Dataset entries
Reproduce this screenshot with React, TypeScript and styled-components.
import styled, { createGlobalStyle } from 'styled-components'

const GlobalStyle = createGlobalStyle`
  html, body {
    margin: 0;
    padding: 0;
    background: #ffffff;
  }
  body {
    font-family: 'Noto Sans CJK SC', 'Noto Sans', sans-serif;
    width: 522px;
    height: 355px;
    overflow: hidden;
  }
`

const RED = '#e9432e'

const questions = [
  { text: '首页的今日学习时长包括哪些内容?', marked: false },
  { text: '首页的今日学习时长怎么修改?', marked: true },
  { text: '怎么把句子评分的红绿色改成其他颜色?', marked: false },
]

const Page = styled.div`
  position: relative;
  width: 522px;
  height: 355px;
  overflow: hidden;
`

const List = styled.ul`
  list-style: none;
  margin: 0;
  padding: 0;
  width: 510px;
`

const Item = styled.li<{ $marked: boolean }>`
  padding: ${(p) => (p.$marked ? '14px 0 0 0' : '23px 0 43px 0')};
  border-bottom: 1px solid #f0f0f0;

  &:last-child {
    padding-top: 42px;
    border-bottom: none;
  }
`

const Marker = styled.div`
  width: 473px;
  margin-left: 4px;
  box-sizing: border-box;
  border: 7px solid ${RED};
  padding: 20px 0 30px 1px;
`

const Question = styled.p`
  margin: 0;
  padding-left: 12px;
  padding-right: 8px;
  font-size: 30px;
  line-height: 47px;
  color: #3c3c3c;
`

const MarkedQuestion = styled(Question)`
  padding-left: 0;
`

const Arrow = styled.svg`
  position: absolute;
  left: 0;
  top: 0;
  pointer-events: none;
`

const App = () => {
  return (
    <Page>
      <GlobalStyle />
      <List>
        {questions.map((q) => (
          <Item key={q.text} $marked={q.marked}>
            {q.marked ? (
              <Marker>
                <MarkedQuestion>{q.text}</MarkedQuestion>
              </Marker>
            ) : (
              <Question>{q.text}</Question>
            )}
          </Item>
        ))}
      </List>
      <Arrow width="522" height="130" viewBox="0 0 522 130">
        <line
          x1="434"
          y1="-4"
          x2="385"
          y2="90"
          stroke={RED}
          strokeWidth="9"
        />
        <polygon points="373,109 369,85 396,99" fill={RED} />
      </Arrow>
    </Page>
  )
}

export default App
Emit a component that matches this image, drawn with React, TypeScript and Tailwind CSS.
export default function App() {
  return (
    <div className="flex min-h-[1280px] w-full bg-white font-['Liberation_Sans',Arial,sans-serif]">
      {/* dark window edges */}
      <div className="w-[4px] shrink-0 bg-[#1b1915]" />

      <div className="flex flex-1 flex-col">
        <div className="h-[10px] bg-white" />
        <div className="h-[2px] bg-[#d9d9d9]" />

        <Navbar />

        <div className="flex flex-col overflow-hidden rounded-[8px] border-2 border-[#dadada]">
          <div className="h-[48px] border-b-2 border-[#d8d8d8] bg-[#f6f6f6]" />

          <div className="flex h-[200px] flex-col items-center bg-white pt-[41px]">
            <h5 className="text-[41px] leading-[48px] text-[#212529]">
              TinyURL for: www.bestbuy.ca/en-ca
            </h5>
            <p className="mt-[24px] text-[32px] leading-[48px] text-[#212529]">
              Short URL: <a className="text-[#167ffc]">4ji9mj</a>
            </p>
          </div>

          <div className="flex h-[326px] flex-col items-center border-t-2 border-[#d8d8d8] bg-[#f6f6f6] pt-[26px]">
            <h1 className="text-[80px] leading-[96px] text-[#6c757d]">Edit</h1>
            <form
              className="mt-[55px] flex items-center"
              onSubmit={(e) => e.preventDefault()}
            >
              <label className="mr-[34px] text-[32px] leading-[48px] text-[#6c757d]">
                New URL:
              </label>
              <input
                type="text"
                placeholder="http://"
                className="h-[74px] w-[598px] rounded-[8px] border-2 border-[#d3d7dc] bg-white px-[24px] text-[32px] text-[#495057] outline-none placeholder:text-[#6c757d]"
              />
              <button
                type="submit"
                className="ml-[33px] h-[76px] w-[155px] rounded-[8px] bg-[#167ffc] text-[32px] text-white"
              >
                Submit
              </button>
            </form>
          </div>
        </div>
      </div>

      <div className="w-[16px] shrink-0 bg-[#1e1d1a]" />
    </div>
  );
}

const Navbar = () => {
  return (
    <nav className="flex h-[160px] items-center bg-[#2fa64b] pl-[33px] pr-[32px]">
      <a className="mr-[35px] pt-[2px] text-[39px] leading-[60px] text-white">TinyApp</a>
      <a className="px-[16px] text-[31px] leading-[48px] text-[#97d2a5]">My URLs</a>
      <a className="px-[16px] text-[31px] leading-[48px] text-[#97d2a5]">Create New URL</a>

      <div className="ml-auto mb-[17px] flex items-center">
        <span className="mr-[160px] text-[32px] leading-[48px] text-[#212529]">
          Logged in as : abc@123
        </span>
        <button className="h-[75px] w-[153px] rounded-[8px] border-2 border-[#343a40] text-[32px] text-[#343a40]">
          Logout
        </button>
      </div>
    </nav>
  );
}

▶ [WORK TO BE COMPLETED]: Give back all the data exactly as written.

▶ [WRITTEN REPLY]:
Reproduce this screenshot with React, TypeScript and styled-components.
import styled, { createGlobalStyle } from 'styled-components'

const GlobalStyle = createGlobalStyle`
  html, body {
    margin: 0;
    padding: 0;
    background: #ffffff;
  }
  body {
    font-family: 'Noto Sans CJK SC', 'Noto Sans', sans-serif;
    width: 522px;
    height: 355px;
    overflow: hidden;
  }
`

const RED = '#e9432e'

const questions = [
  { text: '首页的今日学习时长包括哪些内容?', marked: false },
  { text: '首页的今日学习时长怎么修改?', marked: true },
  { text: '怎么把句子评分的红绿色改成其他颜色?', marked: false },
]

const Page = styled.div`
  position: relative;
  width: 522px;
  height: 355px;
  overflow: hidden;
`

const List = styled.ul`
  list-style: none;
  margin: 0;
  padding: 0;
  width: 510px;
`

const Item = styled.li<{ $marked: boolean }>`
  padding: ${(p) => (p.$marked ? '14px 0 0 0' : '23px 0 43px 0')};
  border-bottom: 1px solid #f0f0f0;

  &:last-child {
    padding-top: 42px;
    border-bottom: none;
  }
`

const Marker = styled.div`
  width: 473px;
  margin-left: 4px;
  box-sizing: border-box;
  border: 7px solid ${RED};
  padding: 20px 0 30px 1px;
`

const Question = styled.p`
  margin: 0;
  padding-left: 12px;
  padding-right: 8px;
  font-size: 30px;
  line-height: 47px;
  color: #3c3c3c;
`

const MarkedQuestion = styled(Question)`
  padding-left: 0;
`

const Arrow = styled.svg`
  position: absolute;
  left: 0;
  top: 0;
  pointer-events: none;
`

const App = () => {
  return (
    <Page>
      <GlobalStyle />
      <List>
        {questions.map((q) => (
          <Item key={q.text} $marked={q.marked}>
            {q.marked ? (
              <Marker>
                <MarkedQuestion>{q.text}</MarkedQuestion>
              </Marker>
            ) : (
              <Question>{q.text}</Question>
            )}
          </Item>
        ))}
      </List>
      <Arrow width="522" height="130" viewBox="0 0 522 130">
        <line
          x1="434"
          y1="-4"
          x2="385"
          y2="90"
          stroke={RED}
          strokeWidth="9"
        />
        <polygon points="373,109 369,85 396,99" fill={RED} />
      </Arrow>
    </Page>
  )
}

export default App
Emit a component that matches this image, drawn with React, TypeScript and Tailwind CSS.
export default function App() {
  return (
    <div className="flex min-h-[1280px] w-full bg-white font-['Liberation_Sans',Arial,sans-serif]">
      {/* dark window edges */}
      <div className="w-[4px] shrink-0 bg-[#1b1915]" />

      <div className="flex flex-1 flex-col">
        <div className="h-[10px] bg-white" />
        <div className="h-[2px] bg-[#d9d9d9]" />

        <Navbar />

        <div className="flex flex-col overflow-hidden rounded-[8px] border-2 border-[#dadada]">
          <div className="h-[48px] border-b-2 border-[#d8d8d8] bg-[#f6f6f6]" />

          <div className="flex h-[200px] flex-col items-center bg-white pt-[41px]">
            <h5 className="text-[41px] leading-[48px] text-[#212529]">
              TinyURL for: www.bestbuy.ca/en-ca
            </h5>
            <p className="mt-[24px] text-[32px] leading-[48px] text-[#212529]">
              Short URL: <a className="text-[#167ffc]">4ji9mj</a>
            </p>
          </div>

          <div className="flex h-[326px] flex-col items-center border-t-2 border-[#d8d8d8] bg-[#f6f6f6] pt-[26px]">
            <h1 className="text-[80px] leading-[96px] text-[#6c757d]">Edit</h1>
            <form
              className="mt-[55px] flex items-center"
              onSubmit={(e) => e.preventDefault()}
            >
              <label className="mr-[34px] text-[32px] leading-[48px] text-[#6c757d]">
                New URL:
              </label>
              <input
                type="text"
                placeholder="http://"
                className="h-[74px] w-[598px] rounded-[8px] border-2 border-[#d3d7dc] bg-white px-[24px] text-[32px] text-[#495057] outline-none placeholder:text-[#6c757d]"
              />
              <button
                type="submit"
                className="ml-[33px] h-[76px] w-[155px] rounded-[8px] bg-[#167ffc] text-[32px] text-white"
              >
                Submit
              </button>
            </form>
          </div>
        </div>
      </div>

      <div className="w-[16px] shrink-0 bg-[#1e1d1a]" />
    </div>
  );
}

const Navbar = () => {
  return (
    <nav className="flex h-[160px] items-center bg-[#2fa64b] pl-[33px] pr-[32px]">
      <a className="mr-[35px] pt-[2px] text-[39px] leading-[60px] text-white">TinyApp</a>
      <a className="px-[16px] text-[31px] leading-[48px] text-[#97d2a5]">My URLs</a>
      <a className="px-[16px] text-[31px] leading-[48px] text-[#97d2a5]">Create New URL</a>

      <div className="ml-auto mb-[17px] flex items-center">
        <span className="mr-[160px] text-[32px] leading-[48px] text-[#212529]">
          Logged in as : abc@123
        </span>
        <button className="h-[75px] w-[153px] rounded-[8px] border-2 border-[#343a40] text-[32px] text-[#343a40]">
          Logout
        </button>
      </div>
    </nav>
  );
}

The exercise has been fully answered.